Abulafia held that believing in Jesus was undoubtedly a form of idolatry (and, for those who like numbers, he gave a further mathematical proof in that the gematria of “Jesus”, Yeshu [ישו] is 316, equal to “elohei nekhar”, אלהי נכר, the Torah term for a foreign or false god). We should remember to stick to the one true God and His Torah alone for, as King Solomon said, “it is a Tree of Life for those who grasp it, and whoever upholds it is fortunate.” (Proverbs 3:18) In case anyone was doubting what Solomon was referring to here, he began by stating Torati al tishkach, “do not forget My Torah, and may My mitzvot always be upon your heart.” (Proverbs 3:1) The Torah, and fulfilment of its mitzvot, alone holds the true spiritual path—that is the Tree of Life.

One of those 613 mitzvot of the Torah is not to worship trees, nor bring trees anywhere near the sacrificial altar in the Temple, not even to plant trees that might later be used for worship (Deuteronomy 16:21). Throughout the rest of Scripture, we find that Jews unfortunately sometimes went astray and succumbed to the idolatries of the nations around them, including worshipping Asherah trees and using them as ritual objects. The prophet Jeremiah warned us long ago: “Thus said God: Do not learn from the ways of the nations… for their customs are worthless; they chop down a tree from a forest, they adorn it with silver and gold…” (Jeremiah 10:2-4) As such, there is certainly no room for Christmas trees in a Jewish home. But what if the trees are devoid of any religious significance?

Yolka

After the October Revolution of 1917, the Communists in Russia went on to ban all religious activity, including Christmas trees. Nonetheless, as the famous saying goes, “old habits die hard”, and people weren’t willing to give up on their customs. Thus, just as Boniface had done centuries earlier, the leaders of the USSR decided to simply replace the symbolism. In 1935, they reintroduced the ritual as a novogodniya yolka, a “New Year’s tree”, along with Dyed Moroz, “Grandpa Frost”, and his snowy female helper Snigurachka, in place of the more religious Santa Claus and his mystical elves. Instead of Christmas Eve, Dyed Moroz would come on New Year’s Eve. (Interestingly, the mysterious word yolka probably comes from that pagan Yule festival.)
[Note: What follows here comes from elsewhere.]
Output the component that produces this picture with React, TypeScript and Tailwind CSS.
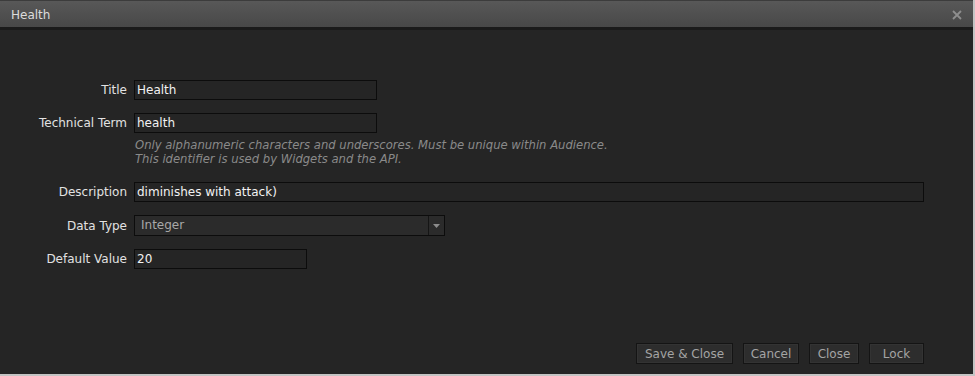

In the past, we’ve written about the permissibility of Jews celebrating the secular New Year’s Eve. While there is some leniency regarding New Year’s Eve, the tree in the home is an entirely different issue. When the Torah is so explicit about avoiding any tree rituals, and considering how strongly the Tanakh cautions us about Jews going astray and mimicking the tree-customs of the nations, and keeping in mind how the origins of the tree are deeply pagan first and foremost, as well as extensively Christian thereafter, it is important to stay away from anything remotely resembling a Christmas tree or yolka.

Thankfully, we have a much better tree-related celebration just a month or so after in Tu b’Shevat. This one requires no wanton destruction of trees, nor any pagan-like tree rituals, instead simply appreciating all the good that trees and plants do for us. And it comes with a mystical custom to hold a Tu b’Shevat seder, like on Pesach, symbolizing the forthcoming Final Redemption. When the actual Mashiach does come to usher in the Redemption, our Sages say he will “flourish like a palm tree; thrive like a cedar in the Lebanon.” (Psalm 92:13) May we merit to greet him soon.